Country | Description | Language |
USA | United States | E |
USA | Etats Unis | F |
USA | Vereinigte Staaten | G |
A table of Country Codes to Country Names exists containing Country Names for each Country Code in many languages. If the desire is to only pull Country Names with English spelling for reporting, the Join can be constructed as follows:
Child Table Schema1.Transactions
Parent Table Schema1.Country_names
Schema1.Transactions.country.code = Schema1.Country_names.Country
Schema1.Country_names.Language = E
Note: The column used to create the additional condition must be a column existing in the Parent table.
Example 2: Choose from Among multiple effective records.
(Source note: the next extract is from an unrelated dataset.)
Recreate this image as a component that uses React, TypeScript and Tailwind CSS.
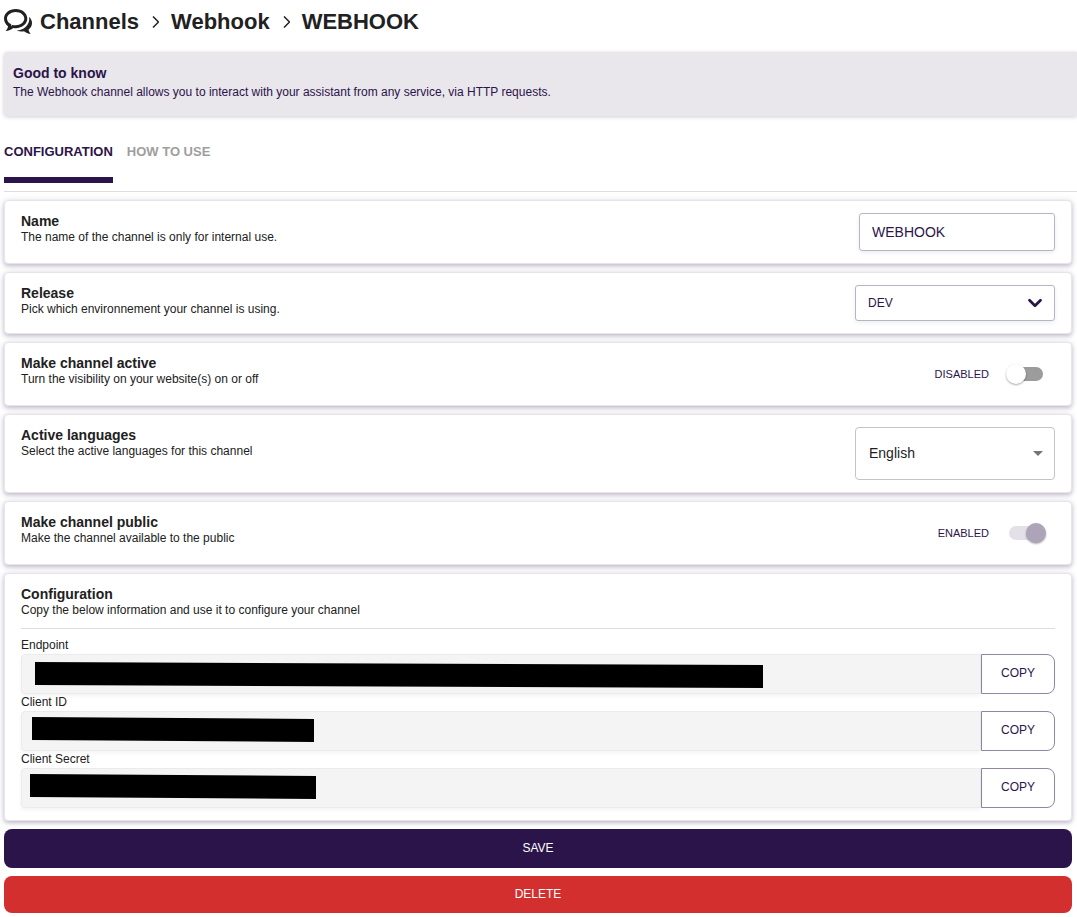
import { useId, useState } from "react";
import { ChevronDown } from "lucide-react";

interface FieldRowProps {
  label: string;
  bar: string;
}

interface SettingCardProps {
  title: string;
  description: string;
  children: React.ReactNode;
}

const card =
  "rounded border border-[#e7e4ec] bg-white px-4 py-3 shadow-[0_2px_4px_rgba(43,20,73,0.25),0_0_8px_rgba(43,20,73,0.08)]";

function SettingCard({ title, description, children }: SettingCardProps) {
  return (
    <section className={`${card} flex items-start justify-between`}>
      <div>
        <h2 className="text-[14px] leading-4 font-bold">{title}</h2>
        <p className="text-[12px] leading-4">{description}</p>
      </div>
      {children}
    </section>
  );
}

function CommentsIcon() {
  return (
    <svg viewBox="0 0 28 26" className="mr-2 h-[26px] w-7" fill="currentColor" aria-hidden="true">
      <path
        fillRule="evenodd"
        d="M11.7 0C18.2 0 23.3 4.2 23.3 9.6S18.2 19.2 11.7 19.2c-.9 0-1.7-.1-2.5-.2C7.200 20.700 4.700 21.800 1.700 21.900c1.300-1.200 2.200-2.900 2.300-4.600C1.500 15.500 0 12.700 0 9.600 0 4.200 5.200 0 11.700 0zm0 3C6.900 3 3 6 3 9.600c0 2.500 1.600 4.600 4.400 5.900l-.3 1.800 1.300-1.400c1 .3 2.100.4 3.300.4 4.800 0 8.600-3 8.600-6.700S16.500 3 11.700 3z"
      />
      <path d="M24.900 7.700C26.900 9.400 28 11.600 28 14c0 2.700-1.300 5-3.400 6.500.1 1.600.8 3.100 2.100 4.300-2.600-.1-4.900-1-6.700-2.600-2.500.5-5.200.2-7.400-.8C19.600 21.200 25.300 16 25.300 9.900c0-.8-.1-1.500-.4-2.200z" />
    </svg>
  );
}

function Separator() {
  return (
    <svg viewBox="0 0 8 12" className="mx-3 h-3 w-2" fill="none" stroke="currentColor" strokeWidth="1.5">
      <path d="M2 0.5l5.500 5.500-5.500 5.500" />
    </svg>
  );
}

function Breadcrumb() {
  return (
    <nav className="flex items-center text-[22px] leading-7 font-bold">
      <CommentsIcon />
      <a href="#channels">Channels</a>
      <Separator />
      <a href="#webhook">Webhook</a>
      <Separator />
      <h1>WEBHOOK</h1>
    </nav>
  );
}

function Toggle({ name, defaultOn, disabled }: { name: string; defaultOn: boolean; disabled?: boolean }) {
  const [on, setOn] = useState(defaultOn);

  return (
    <label className="flex h-[38px] items-center gap-[17px] text-[11px] text-[#2b1449]">
      {on ? "ENABLED" : "DISABLED"}
      <span className="relative mr-[9px] flex h-5 w-10 items-center">
        <input
          type="checkbox"
          aria-label={name}
          checked={on}
          disabled={disabled}
          onChange={(e) => setOn(e.target.checked)}
          className="peer absolute inset-0 z-10 m-0 opacity-0"
        />
        <span className="mx-[3px] h-[14px] w-full rounded-full bg-[#9c9c9c] peer-checked:bg-[#e3e0e8]" />
        <span className="absolute left-0 h-5 w-5 rounded-full bg-white shadow-[0_1px_2px_rgba(0,0,0,0.35)] peer-checked:left-5 peer-checked:bg-[#aea4b9]" />
      </span>
    </label>
  );
}

function FieldRow({ label, bar }: FieldRowProps) {
  const id = useId();

  return (
    <div>
      <label htmlFor={id} className="block text-[12px] leading-[17px]">
        {label}
      </label>
      <div className="flex h-10">
        <div className="relative flex-1">
          <input
            id={id}
            readOnly
            className="h-full w-full rounded-l border border-[#ebebeb] bg-[#f4f4f4] px-3 text-sm shadow-[0_2px_4px_rgba(0,0,0,0.05)]"
          />
          {/* strip that hides the value */}
          <svg className="pointer-events-none absolute inset-0 h-full w-full">
            <polygon points={bar} />
          </svg>
        </div>
        <button
          type="button"
          className="w-[74px] rounded-r-lg border border-[#9186a3] bg-white pb-[2px] text-[12px] text-[#2b1449]"
        >
          COPY
        </button>
      </div>
    </div>
  );
}

export default function App() {
  return (
    <main className="pt-2 pl-1 font-['Liberation_Sans',Arial,sans-serif] text-[#212121]">
      <Breadcrumb />

      <aside className="mt-4 h-16 rounded-l bg-[#e9e6ec] px-[9px] pt-3 text-[#2b1449] shadow-[0_1px_4px_rgba(0,0,0,0.2)]">
        <h2 className="text-[14px] leading-[18px] font-bold">Good to know</h2>
        <p className="text-[12px] leading-5">
          The Webhook channel allows you to interact with your assistant from any service, via HTTP requests.
        </p>
      </aside>

      <div
        role="tablist"
        className="mt-6 flex h-[52px] items-start gap-[14px] border-b border-[#dedede] text-[13px] font-bold"
      >
        <button
          type="button"
          role="tab"
          aria-selected="true"
          className="h-[43px] border-b-6 border-[#2b1449] pb-[14px] text-[#2b1449]"
        >
          CONFIGURATION
        </button>
        <button type="button" role="tab" aria-selected="false" className="h-[43px] pb-5 text-[#9e9e9e]">
          HOW TO USE
        </button>
      </div>

      <form className="mt-2 mr-[5px] flex flex-col gap-2" onSubmit={(e) => e.preventDefault()}>
        <SettingCard title="Name" description="The name of the channel is only for internal use.">
          <input
            aria-label="Name"
            defaultValue="WEBHOOK"
            className="h-[38px] w-[196px] rounded-[3px] border border-[#b9b3c6] px-3 text-[14px] text-[#2b1449] shadow-[0_2px_4px_rgba(43,20,73,0.08)]"
          />
        </SettingCard>

        <SettingCard title="Release" description="Pick which environnement your channel is using.">
          <div className="relative">
            <select
              aria-label="Release"
              className="block h-9 w-[200px] appearance-none rounded-[3px] border border-[#b9b3c6] bg-white px-3 text-[12px] text-[#2b1449] shadow-[0_2px_4px_rgba(43,20,73,0.08)]"
            >
              <option>DEV</option>
            </select>
            <ChevronDown
              className="pointer-events-none absolute top-[7px] right-[9px] text-[#2b1449]"
              size={22}
              strokeWidth={3}
            />
          </div>
        </SettingCard>

        <SettingCard title="Make channel active" description="Turn the visibility on your website(s) on or off">
          <Toggle name="Make channel active" defaultOn={false} />
        </SettingCard>

        <SettingCard title="Active languages" description="Select the active languages for this channel">
          <div className="relative">
            <select
              aria-label="Active languages"
              className="block h-[53px] w-[200px] appearance-none rounded border border-[#c4c4c4] bg-white px-[13px] text-[14px]"
            >
              <option>English</option>
            </select>
            <svg viewBox="0 0 10 5" className="pointer-events-none absolute top-6 right-3 h-[5px] w-[10px]" fill="#757575">
              <path d="M0 0h10L5 5z" />
            </svg>
          </div>
        </SettingCard>

        <SettingCard title="Make channel public" description="Make the channel available to the public">
          <Toggle name="Make channel public" defaultOn disabled />
        </SettingCard>

        <section className={card}>
          <h2 className="text-[14px] leading-4 font-bold">Configuration</h2>
          <p className="text-[12px] leading-4">Copy the below information and use it to configure your channel</p>
          <hr className="mt-[10px] mb-2 border-[#dedede]" />
          <FieldRow label="Endpoint" bar="14,8 742,11 742,34 14,31" />
          <FieldRow label="Client ID" bar="11,6 293,8 293,31 11,29" />
          <FieldRow label="Client Secret" bar="9,6 295,8 295,31 9,29" />
        </section>

        <button type="submit" className="h-[39px] rounded-lg bg-[#2b1449] pb-[2px] text-[12px] text-white">
          SAVE
        </button>
        <button type="button" className="h-[37px] rounded-lg bg-[#d32f2f] pb-[2px] text-[12px] text-white">
          DELETE
        </button>
      </form>
    </main>
  );
}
Country | Effective_Dt | Expiration_Dt | Exchange_Rate |
CAN | 1/1/1990 | 12/31/1998 | 1.2 |
CAN | 1/1/1999 | 12/31/2010 | 1.22 |
CAN | 1/1/2011 | 12/31/2099 |
1.25 |
A table of Exchange Rates exists containing the conversion rate to the Dollar for each Country Code for different periods of time. If the Desire is to only pull Exchange rate to calculate US Dollars for the date associated with the Transaction, the Join can be constructed as follows:
Child Table Schema1.Transactions
Parent Table Schema1.Exchange_Rates
Schema1.Transactions.country.code = Schema1.Exchange_Rates.Country
Schema1.Transactions.Transaction_date >= Schema1.Exchange_Rates.Effective_Dt
Schema1.Transactions.Transaction_date <= Schema1.Exchange_Rates.Expiration_Dt
Note: alternatively, in the example above, the join could just use Effective_Dt for the condition, since there would still be a single result using only the one date. However, in some situations it is necessary to use a range if the Transaction itself identifies a range of time.